Saturday, February 12, 2011

Saturday Feb. 12 2011

I'm at the shop late tonight. I don't mind staying late most of the time, but i always forget that one little thing at the end of the night. How am I getting home?
I've been working here for about 7 months now and today it dawned on me. I'm a bottom feeder. I basically waste my days cleaning and taking shit from everyone and running around and stressing out and dealing with shitty customers for nearly nothing. I don't get a pay check. I get tipped out at the end of the night, and I don't get tipped too much. There are nights that i just make 20 bucks and Im supposed to be satisfied with that? No. I can't ask for a raise, I can't ask for anything.
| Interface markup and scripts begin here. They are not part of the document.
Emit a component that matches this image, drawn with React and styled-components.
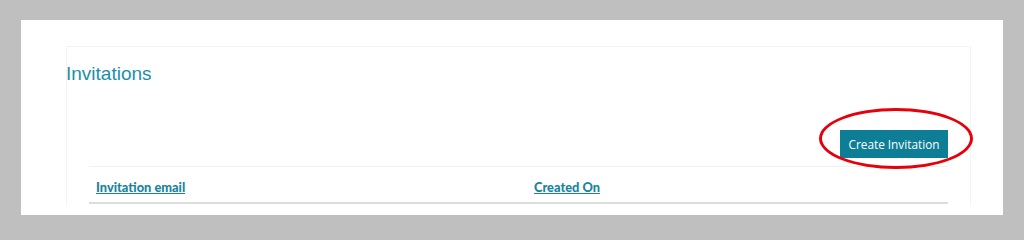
import React from "react";
import styled, { createGlobalStyle } from "styled-components";

const GlobalStyle = createGlobalStyle`
  html, body {
    margin: 0;
    padding: 0;
    background: #bfbfbf;
    height: 236px;
    overflow: hidden;
  }
`;

const Page = styled.div`
  padding: 20px 21px 0 21px;
`;

const Panel = styled.div`
  background: #ffffff;
  height: 195px;
  padding: 26px 0 0 45px;
  box-sizing: border-box;
  overflow: hidden;
`;

const Card = styled.div`
  width: 905px;
  height: 160px;
  box-sizing: border-box;
  border: 1px solid #f4f4f4;
  border-bottom: none;
  padding-top: 16px;
`;

const Title = styled.h2`
  margin: 0 0 0 -1px;
  font-family: "Liberation Sans", Arial, sans-serif;
  font-weight: normal;
  font-size: 19px;
  line-height: 22px;
  color: #1e8ea8;
`;

const Body = styled.div`
  padding: 0 22px;
`;

const Toolbar = styled.div`
  display: flex;
  justify-content: flex-end;
  margin-top: 45px;
  margin-bottom: 8px;
`;

const Highlight = styled.div`
  position: relative;
`;

const Ring = styled.div`
  position: absolute;
  left: -21px;
  top: -22px;
  width: 154px;
  height: 61px;
  box-sizing: border-box;
  border: 3px solid #e5000a;
  border-radius: 50%;
  pointer-events: none;
`;

const Button = styled.button`
  display: block;
  width: 108px;
  height: 28px;
  padding: 0;
  border: none;
  background: #0d7e95;
  color: #ffffff;
  font-family: "Open Sans", "Noto Sans", sans-serif;
  font-size: 11.8px;
  cursor: pointer;
`;

const Table = styled.table`
  width: 100%;
  border-collapse: collapse;
  border-top: 1px solid #f1f1f1;
`;

const HeadCell = styled.th`
  text-align: left;
  width: ${(p) => p.width || "auto"};
  height: 31px;
  padding: 4px 7px 0 7px;
  border-bottom: 2px solid #dcdcdc;
  vertical-align: middle;
`;

const SortLink = styled.a`
  font-family: Lato, "Open Sans", sans-serif;
  font-weight: 900;
  font-size: 12.8px;
  color: #1a84a0;
  text-decoration: underline;
  cursor: pointer;
`;

export default function App() {
  return (
    <>
      <GlobalStyle />
      <Page>
        <Panel>
          <Card>
            <Title>Invitations</Title>
            <Body>
              <Toolbar>
                <Highlight>
                  <Button>Create Invitation</Button>
                  <Ring />
                </Highlight>
              </Toolbar>
              <Table>
                <thead>
                  <tr>
                    <HeadCell width="424px">
                      <SortLink>Invitation email</SortLink>
                    </HeadCell>
                    <HeadCell>
                      <SortLink>Created On</SortLink>
                    </HeadCell>
                  </tr>
                </thead>
              </Table>
            </Body>
          </Card>
        </Panel>
      </Page>
    </>
  );
}
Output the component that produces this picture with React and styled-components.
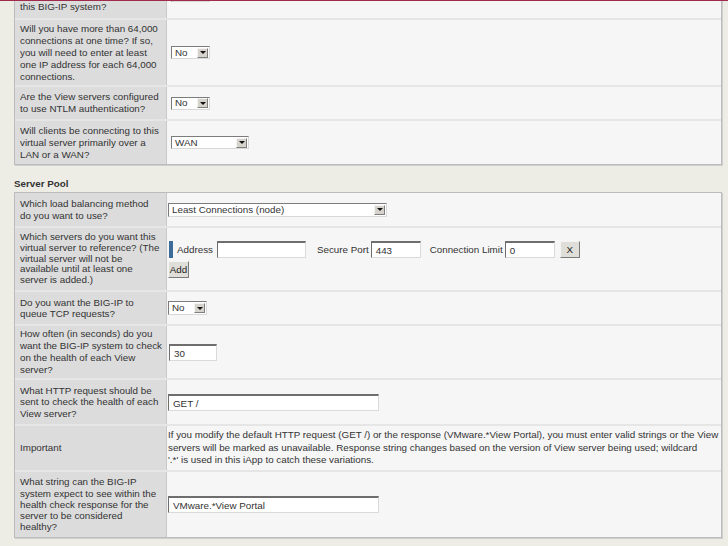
import React from 'react';
import styled, { createGlobalStyle } from 'styled-components';

const GlobalStyle = createGlobalStyle`
  html, body {
    margin: 0;
    padding: 0;
    background: #eeede5;
  }
  body {
    font-family: "Liberation Sans", Arial, sans-serif;
    font-size: 9.8px;
    color: #333;
  }
`;

const Page = styled.div`
  width: 728px;
  height: 546px;
  overflow: hidden;
  background: #eeede5;
`;

const TopRule = styled.div`
  height: 1px;
  background: #9e2a4c;
  position: relative;
  z-index: 2;
`;

const Clip = styled.div`
  overflow: hidden;
  padding: 0 4px 2px 14px;
`;

const Table = styled.div`
  width: 706px;
  margin-top: ${(p) => p.$shift || 0}px;
  border: 1px solid #bcbcbc;
  box-shadow: 1px 1px 0 #cfcfcf;
  background: #f6f6f6;
`;

const Row = styled.div`
  display: grid;
  grid-template-columns: 152px 1fr;
  min-height: ${(p) => p.$h}px;
  border-top: ${(p) => (p.$first ? 'none' : '2px solid #e6e6e6')};
  box-sizing: border-box;
`;

const Label = styled.div`
  background: #dcdcdc;
  border-right: 1px solid #c9c9c9;
  padding: 0 2px 0 5px;
  display: flex;
  align-items: center;
  white-space: nowrap;
  line-height: ${(p) => p.$lh || 12}px;
`;

const Value = styled.div`
  display: flex;
  flex-direction: column;
  justify-content: center;
  align-items: flex-start;
  padding-left: ${(p) => p.$pad ?? 1}px;
  padding-right: 2px;
`;

const Note = styled.div`
  line-height: 12.6px;
  white-space: nowrap;
`;

const Heading = styled.div`
  font-weight: bold;
  padding: 11px 0 3px 14px;
  line-height: 11px;
`;

const Select = styled.div`
  display: inline-flex;
  align-items: center;
  box-sizing: border-box;
  width: ${(p) => p.$w}px;
  height: ${(p) => p.$hgt || 14}px;
  background: #fff;
  border: 1px solid;
  border-color: #7c7c7c #d8d8d8 #d8d8d8 #7c7c7c;
  padding-left: 3px;
  padding-right: 1px;
  line-height: 1;
`;

const SelectText = styled.span`
  flex: 1;
`;

const Arrow = styled.span`
  width: 11px;
  height: 10px;
  box-sizing: border-box;
  background: #d6d3cc;
  border: 1px solid;
  border-color: #f4f4f4 #7e7e7e #7e7e7e #f4f4f4;
  display: flex;
  align-items: center;
  justify-content: center;
  &::after {
    content: '';
    border-left: 3px solid transparent;
    border-right: 3px solid transparent;
    border-top: 3px solid #111;
  }
`;

const Input = styled.div`
  box-sizing: border-box;
  width: ${(p) => p.$w}px;
  height: 17px;
  background: #fff;
  border: 1px solid;
  border-color: #6e6e6e #dadada #dadada #6e6e6e;
  border-top-width: 2px;
  padding: 3px 0 0 4px;
  line-height: 10px;
`;

const Button = styled.div`
  box-sizing: border-box;
  width: ${(p) => p.$w}px;
  height: 17px;
  margin-top: ${(p) => p.$top || 0}px;
  background: #e0ded8;
  border: 1px solid;
  border-color: #f4f4f4 #7a7a7a #7a7a7a #f4f4f4;
  display: flex;
  align-items: center;
  justify-content: center;
  color: #222;
`;

const MemberLine = styled.div`
  display: flex;
  align-items: center;
  height: 17px;
`;

const Marker = styled.span`
  width: 4px;
  height: 17px;
  background: #3d6c98;
  margin: 0 4px 0 1px;
`;

const Caption = styled.span`
  margin-right: ${(p) => p.$gap ?? 2}px;
`;

const Spacer = styled.span`
  width: ${(p) => p.$w}px;
`;

const Dropdown = ({ value, w, h }) => (
  <Select $w={w} $hgt={h}>
    <SelectText>{value}</SelectText>
    <Arrow />
  </Select>
);

const App = () => (
  <Page>
    <GlobalStyle />
    <TopRule />
    <Clip>
      <Table $shift={-30}>
        <Row $h={46} $first>
          <Label>
            <div>
              What IP address do you want to
              <br />
              use for the virtual server on
              <br />
              this BIG-IP system?
            </div>
          </Label>
          <Value $pad={4}>
            <Dropdown value="" w={39} h={13} />
          </Value>
        </Row>
        <Row $h={67}>
          <Label>
            <div>
              Will you have more than 64,000
              <br />
              connections at one time? If so,
              <br />
              you will need to enter at least
              <br />
              one IP address for each 64,000
              <br />
              connections.
            </div>
          </Label>
          <Value $pad={4}>
            <Dropdown value="No" w={39} h={13} />
          </Value>
        </Row>
        <Row $h={34}>
          <Label>
            <div>
              Are the View servers configured
              <br />
              to use NTLM authentication?
            </div>
          </Label>
          <Value $pad={4}>
            <Dropdown value="No" w={39} h={13} />
          </Value>
        </Row>
        <Row $h={45}>
          <Label>
            <div>
              Will clients be connecting to this
              <br />
              virtual server primarily over a
              <br />
              LAN or a WAN?
            </div>
          </Label>
          <Value $pad={4}>
            <Dropdown value="WAN" w={78} h={13} />
          </Value>
        </Row>
      </Table>
    </Clip>

    <Heading>Server Pool</Heading>
    <Clip>
      <Table>
        <Row $h={33} $first>
          <Label $lh={11.5}>
            <div>
              Which load balancing method
              <br />
              do you want to use?
            </div>
          </Label>
          <Value>
            <Dropdown value="Least Connections (node)" w={219} />
          </Value>
        </Row>
        <Row $h={64}>
          <Label $lh={10.8}>
            <div>
              Which servers do you want this
              <br />
              virtual server to reference? (The
              <br />
              virtual server will not be
              <br />
              available until at least one
              <br />
              server is added.)
            </div>
          </Label>
          <Value>
            <MemberLine>
              <Marker />
              <Caption $gap={4}>Address</Caption>
              <Input $w={89} />
              <Spacer $w={11} />
              <Caption>Secure Port</Caption>
              <Input $w={50}>443</Input>
              <Spacer $w={9} />
              <Caption>Connection Limit</Caption>
              <Input $w={50}>0</Input>
              <Spacer $w={5} />
              <Button $w={20}>X</Button>
            </MemberLine>
            <Button $w={21} $top={3}>Add</Button>
          </Value>
        </Row>
        <Row $h={34}>
          <Label $lh={11.5}>
            <div>
              Do you want the BIG-IP to
              <br />
              queue TCP requests?
            </div>
          </Label>
          <Value>
            <Dropdown value="No" w={39} />
          </Value>
        </Row>
        <Row $h={54}>
          <Label $lh={11.8}>
            <div>
              How often (in seconds) do you
              <br />
              want the BIG-IP system to check
              <br />
              on the health of each View
              <br />
              server?
            </div>
          </Label>
          <Value $pad={2}>
            <Input $w={48}>30</Input>
          </Value>
        </Row>
        <Row $h={46}>
          <Label $lh={11.5}>
            <div>
              What HTTP request should be
              <br />
              sent to check the health of each
              <br />
              View server?
            </div>
          </Label>
          <Value>
            <Input $w={211}>GET /</Input>
          </Value>
        </Row>
        <Row $h={46}>
          <Label>Important</Label>
          <Value>
            <Note>
              If you modify the default HTTP request (GET /) or the response
              (VMware.*View Portal), you must enter valid strings or the View
              <br />
              servers will be marked as unavailable. Response string changes
              based on the version of View server being used; wildcard
              <br />
              '.*' is used in this iApp to catch these variations.
            </Note>
          </Value>
        </Row>
        <Row $h={67}>
          <Label $lh={11.3}>
            <div>
              What string can the BIG-IP
              <br />
              system expect to see within the
              <br />
              health check response for the
              <br />
              server to be considered
              <br />
              healthy?
            </div>
          </Label>
          <Value>
            <Input $w={211}>VMware.*View Portal</Input>
          </Value>
        </Row>
      </Table>
    </Clip>
  </Page>
);

export default App;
I feel bad asking for days off. I have the title of manager now and they trust me enough to give me a key and I am thankful for that. its a good feeling knowing someone trusts you enough with the keys to their business. I just need more. I want to learn to tattoo but i can't even draw and no one seems to want to help me. I understand too that if they were to help me it would be creating some more competition for them and thats fine. I can't find a normal job. I feel like I've been blacklisted and no one wants anything to do with me. I'm a huge loser. everyday i wake up and for a second I feel good about the day then I realize that I'm laying on a cushion in my moms living-room. I know I should feel grateful for having a place to stay, but I keep thinking about the fact that I'm getting closer to 30 and I have nothing to show or it. my life is meaningless. I have no future and I honestly feel that its pointless to even continue to try and make something of myself. I'm nothing. I'll never be anything but a loser who lives in his moms living-room. It echoes in my head everyday and eats away at me, and there's nothing i can do to save myself. a few months ago Thor said something to me that I can't ever get out of my head. He said that I fucked my life up so bad that I have to work here for 20 bucks a day cause I have no where else to go. He was right. I don't take them seriously when they call me gay or make fun of me I know they're joking but it gets old being the butt of every joke. I'm not witty enough to get them back. I don't feel good at all. I know this sounds like I'm complaining but in all actuality Im thankful I have this at least. I'm lucky to have my mom and the shop to help me but it doesn't help all the way. I don't feel good about myself ever. I feel ugly and cheap and pretty much dead inside. yeah I'll joke around and pretend to have a good time and pretend to be in a chipper mood but really thats all it is. Pretend.